Last February, Madeleine Albright suddenly appeared in more headlines than she had in decades after a poorly phrased pro-Hillary quip. “There’s a special place in hell for women who don’t help each other.” The feminist site Jezebel, it seems, has yet to get the message. The site claims to offer “Celebrity, Sex, [and] Fashion” for women without airbrushing any of the sordid details. Although certainly left of center, it generally focuses on celebrity gossip, fashion advice, and trashy sex advice, with a dose of grrl power. All that changed with the election of Donald Trump. Kellyanne Conway may be the first woman to manage a successful presidential campaign, but in the eyes of Jezebel, she is a traitor to her gender and does not deserve the protections of feminism. Feminists owe Conway nothing.

A piece by Jezebel writer Stassa Edwards made the point bluntly. “I’m not certain that expending energy on defending Conway is in the best interest of ‘all women,'” Edwards wrote, “or if it’s simply in the interest of maintaining the sanctity of the white feminine body.” Translation: Conway doesn’t deserve the respect of liberal feminists because her politics and style differ from theirs.

Edwards’s article rejects the idea that feminists owe Conway “graciousness.” Instead, everything about her is fair game for critique. After a cursory acknowledgement that “there’s no question that people have said sexist things about Conway,” Edwards joins their number, arguing that her association with Trump makes Conway fair game.

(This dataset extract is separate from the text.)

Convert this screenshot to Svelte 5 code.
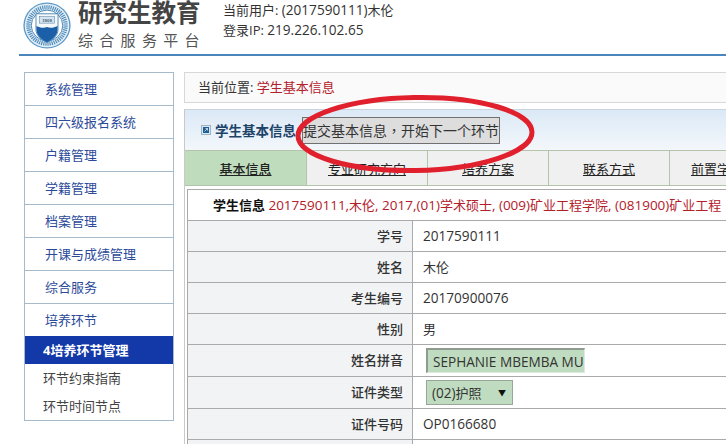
<script>
  const menu = ['系统管理','四六级报名系统','户籍管理','学籍管理','档案管理','开课与成绩管理','综合服务','培养环节'];
  const subs = ['环节约束指南','环节时间节点'];
  const tabs = ['基本信息','专业研究方向','培养方案','联系方式','前置学历信息'];
</script>

<div class="page">
  <header class="top">
    <svg class="logo" viewBox="0 0 50 50" width="48" height="47" preserveAspectRatio="none" aria-hidden="true">
      <circle cx="25" cy="25" r="24.6" fill="#5c9ac8"/>
      <circle cx="25" cy="25" r="23.2" fill="#e4eff7"/>
      <circle cx="25" cy="25" r="19.4" fill="none" stroke="#4f8cba" stroke-width="4.4" stroke-dasharray="1.2 1"/>
      <circle cx="25" cy="25" r="16.4" fill="#fff" stroke="#2f76ab" stroke-width=".9"/>
      <path d="M13.500 12.500h23V29c0 7-5.500 11-11.500 14C19 40 13.500 36 13.500 29z" fill="#f3f8fb" stroke="#2c6ea3" stroke-width=".8"/>
      <rect x="17" y="15.500" width="16" height="7" fill="#d8e5ef" stroke="#5d8aad" stroke-width=".6"/>
      <text x="25" y="20.800" text-anchor="middle" class="year">1909</text>
      <path d="M14 25.500c3.800 2 7.500 2.500 11 1.200 3.500 1.300 7.200.8 11-1.200V29c0 7-5.500 11-11 13.800C19.500 40 14 36 14 29z" fill="#1a5fa8"/>
    </svg>
    <div class="brand">
      <div class="brand-main">研究生教育</div>
      <div class="brand-sub">综合服务平台</div>
    </div>
    <div class="user">
      <div>当前用户: <span class="l">(2017590111)</span>木伦</div>
      <div>登录IP: <span class="l">219.226.102.65</span></div>
    </div>
  </header>

  <div class="body">
    <aside class="side">
      {#each menu as m}
        <div class="item">{m}</div>
      {/each}
      <div class="active">4培养环节管理</div>
      <div class="subs">
        {#each subs as s}
          <div class="sub">{s}</div>
        {/each}
      </div>
    </aside>

    <main class="main">
      <div class="crumb">当前位置: <span class="red">学生基本信息</span></div>
      <section class="panel">
        <div class="head">
          <svg class="ico" viewBox="0 0 10 10" width="10" height="10" aria-hidden="true">
            <rect x=".5" y=".5" width="9" height="9" fill="#dbe8f2" stroke="#9db4c6"/>
            <rect x="2" y="2" width="6" height="6" fill="#1c5f95"/>
            <path d="M3.500 6.500L6.500 3.500M4.500 3.500h2v2" stroke="#fff" stroke-width=".7" fill="none"/>
          </svg>
          <strong class="head-title">学生基本信息</strong>
          <button class="submit" type="button">提交基本信息，开始下一个环节</button>
        </div>
        <div class="tabs">
          {#each tabs as t, i}
            <div class="tab" class:on={i === 0}><span>{t}</span></div>
          {/each}
        </div>
        <div class="table">
          <div class="info"><b>学生信息</b> <span class="red"><span class="m">2017590111,</span>木伦<span class="m">, 2017,(01)</span>学术硕士<span class="m">, (009)</span>矿业工程学院<span class="m">, (081900)</span>矿业工程</span></div>
          <div class="row"><div class="lab">学号</div><div class="val l">2017590111</div></div>
          <div class="row"><div class="lab">姓名</div><div class="val">木伦</div></div>
          <div class="row"><div class="lab">考生编号</div><div class="val l">20170900076</div></div>
          <div class="row"><div class="lab">性别</div><div class="val">男</div></div>
          <div class="row tall"><div class="lab">姓名拼音</div><div class="val"><div class="input l">SEPHANIE MBEMBA MU</div></div></div>
          <div class="row tall"><div class="lab">证件类型</div><div class="val"><div class="select"><span class="l">(02)</span>护照<i>▼</i></div></div></div>
          <div class="row"><div class="lab">证件号码</div><div class="val l">OP0166680</div></div>
          <div class="row"><div class="lab"></div><div class="val"></div></div>
        </div>
      </section>
    </main>
  </div>

  <svg class="ring" viewBox="0 0 726 444" width="726" height="444" aria-hidden="true">
    <ellipse cx="415" cy="134" rx="117" ry="36.500" transform="rotate(-1 415 134)" fill="none" stroke="#e1202e" stroke-width="5"/>
  </svg>
</div>

<style>
  :global(body) { margin: 0; background: #fff; }
  .page {
    position: relative; width: 726px; height: 444px; overflow: hidden;
    font-family: "Open Sans", "Noto Sans CJK SC", sans-serif; font-size: 13px; color: #333;
  }
  .l { font-size: 13.6px; }
  .m { font-size: 13.5px; }
  .top {
    display: flex; height: 54px; margin-left: 19px; border-bottom: 2px solid #4a86bb;
    padding-left: 4px;
  }
  .logo { flex: none; margin-top: 2px; }
  .year { font-family: "Liberation Sans", sans-serif; font-size: 4.500px; font-weight: 700; fill: #3c5f7c; }
  .brand { width: 145px; margin-left: 7px; color: #444; }
  .brand-main { font-size: 24.500px; line-height: 26px; font-weight: 700; white-space: nowrap; }
  .brand-sub { font-size: 15px; line-height: 20px; letter-spacing: 6.300px; margin-top: 4px; white-space: nowrap; color: #555; }
  .user { font-size: 13px; line-height: 19px; white-space: nowrap; }
  .body { display: flex; align-items: flex-start; padding: 16px 0 0 24px; }
  .side { flex: none; width: 148px; border: 1px solid #a5bbcc; }
  .item {
    height: 32px; line-height: 32px; padding-left: 20px; color: #2c4a9a;
    border-bottom: 1px solid #a5bbcc; font-size: 13px;
  }
  .item:nth-child(8) { border-bottom: 0; }
  .active { height: 28px; line-height: 28px; padding-left: 18px; background: #1338a8; color: #fff; font-weight: 700; font-size: 13px; }
  .sub { height: 28px; line-height: 28px; padding-left: 18px; color: #444; font-size: 13px; }
  .main { flex: none; width: 560px; margin-left: 10px; }
  .crumb {
    height: 29px; line-height: 29px; padding-left: 13px; background: #fafafa;
    border: 1px solid #d8d8d8; font-size: 13px;
  }
  .red { color: #b3202a; }
  .panel { margin-top: 6px; border-left: 1px solid #c9c9c9; }
  .head {
    display: flex; align-items: center; height: 41px; padding-left: 16px;
    background: linear-gradient(#dbe9f6, #f3f7fb); border-top: 1px solid #c9d4de; box-sizing: border-box;
  }
  .ico { flex: none; }
  .head-title { color: #1d4468; font-size: 13.500px; margin-left: 4px; white-space: nowrap; }
  .submit {
    font-family: "Noto Sans CJK TC", sans-serif; font-size: 14px; width: 198px; height: 27px; padding: 0; margin-left: 6px; white-space: nowrap;
    background: #dddddd; border: 1px solid #707070; color: #333;
  }
  .tabs { display: flex; height: 36px; border-top: 1px solid #b4c4aa; border-bottom: 1px solid #b4c4aa; box-sizing: border-box; background: #f0f0f0; }
  .tab {
    flex: none; width: 121px; display: flex; align-items: center; justify-content: center;
    border-right: 1px solid #b4c4aa; box-sizing: border-box; font-size: 13px; color: #222;
    text-decoration: underline;
  }
  .tab span { white-space: nowrap; }
  .tab.on { background: #bfdcbd; width: 122px; font-weight: 500; }
  .table { margin: 3px 0 0 2px; border-left: 1px solid #aaa; border-top: 1px solid #aaa; }
  .info { height: 30px; line-height: 30px; padding-left: 25px; border-bottom: 1px solid #aaa; white-space: nowrap; font-size: 13px; }
  .info b { color: #111; font-weight: 700; }
  .row { display: flex; height: 30px; border-bottom: 1px solid #aaa; }
  .row.tall { height: 31px; }
  .lab {
    flex: none; width: 225px; padding-right: 9px; box-sizing: border-box; text-align: right; line-height: 30px;
    background: #f2f3f5; border-right: 1px solid #aaa; font-weight: 500; color: #333;
  }
  .val { padding-left: 10px; line-height: 30px; display: flex; align-items: center; color: #333; }
  .input {
    width: 159px; height: 25px; line-height: 23px; margin-left: 3px; padding-left: 5px; box-sizing: border-box; white-space: nowrap; overflow: hidden;
    background: #c0dcc0; border-top: 2px solid #8f9b8f; border-left: 2px solid #8f9b8f; border-right: 1px solid #dfeadf; border-bottom: 1px solid #dfeadf;
    color: #333;
  }
  .select {
    position: relative; width: 87px; height: 25px; line-height: 23px; margin-left: 3px; padding-left: 5px; box-sizing: border-box;
    background: #c0dcc0; border: 1px solid #9aa59a;
  }
  .select i { position: absolute; right: 6px; top: 0; font-style: normal; font-size: 8px; color: #111; }
  .ring { position: absolute; left: 0; top: 0; pointer-events: none; }
</style>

“There seems to be a particular demand here, to ignore Conway’s role as an integral member of an oppressive administration in order to extend both kindness and solidarity at the expense of everything else,” she writes. According to Edwards, to accept Conway would make her somehow as complicit in the Trump administration as his former campaign manager.

Ironically, part of the problem appears to be Conway’s style. It seems that feminists can’t wear sleeveless dresses and style their hair long over a certain age. If they do, it opens the wearer to a set of critiques about her body and the argument that she is using it to make a political statement. In fact, to Edwards, Conway’s body is somehow part of Trump’s messaging, as though she were a doll dressed by a puppeteer and sent out on stage.

“The presentation of the body, particularly Conway’s representation of herself as trenchantly feminine, is by no means neutral,” Edwards argues. Calling the deployment of the body (whatever that means) “central” to Trump’s worldview, she describes it as “the greatest challenge to feminism.”

It’s clear that, as Edwards sees things, feminists owe Conway nothing, not even their respect, because of comments her boss made in the past.

How did what Conway put on her own body suddenly become a deployment of Trump? Here Jezebel demonstrates that its commitment to female empowerment is linked to a set of political views.

Like many women’s magazines, Jezebel generally pushes stories that encourage women to have a positive body image of themselves. For instance, Edwards’s piece was joined on the homepage by an article about a woman who learned to “[accept] her nice big ass.”

Not so for Conway, whose inauguration coat was highlighted by a story under the headline “Haha What the F*** Is Kellyanne Conway Wearing?” She has also been compared to “Skeletor” and criticized for her “coy girlishness.”

The piece reveals a latent tension in contemporary American feminism.

“The definition of feminism is technically clear, but the feminist movement is often not,” says conservative writer Mary Katherine Ham. “It’s about the choice to treat one’s body as one wants until one’s choice is to wear a dress and work a job feminists don’t like.”

“These tepid denunciations of sexism, which morph into justifications of a more tepid form of sexism, are just another example of how the target is in constant motion for being a good feminist,” she continued.

It’s a critique leveled by both sides.

“Misogyny, it seems, remains a bipartisan exercise,” wrote Susan Chira in the New York Times. “Whatever legitimate criticisms can be leveled at each woman, it’s striking how often that anger is expressed using the same sexist themes, from women as well as men.”

To Chira, critiques of Conway’s hair and sleeveless dresses are on par with right-wing snips at Hillary Clinton’s pantsuits and flats. Each reflect an insecurity with the idea of women in positions of power, particularly when the woman in question has differing political views.

Jezebel has decided that feminists owe Conway nothing and she is unworthy of their respect, let alone support. So far Albright has not said anything about where that leaves the online magazine.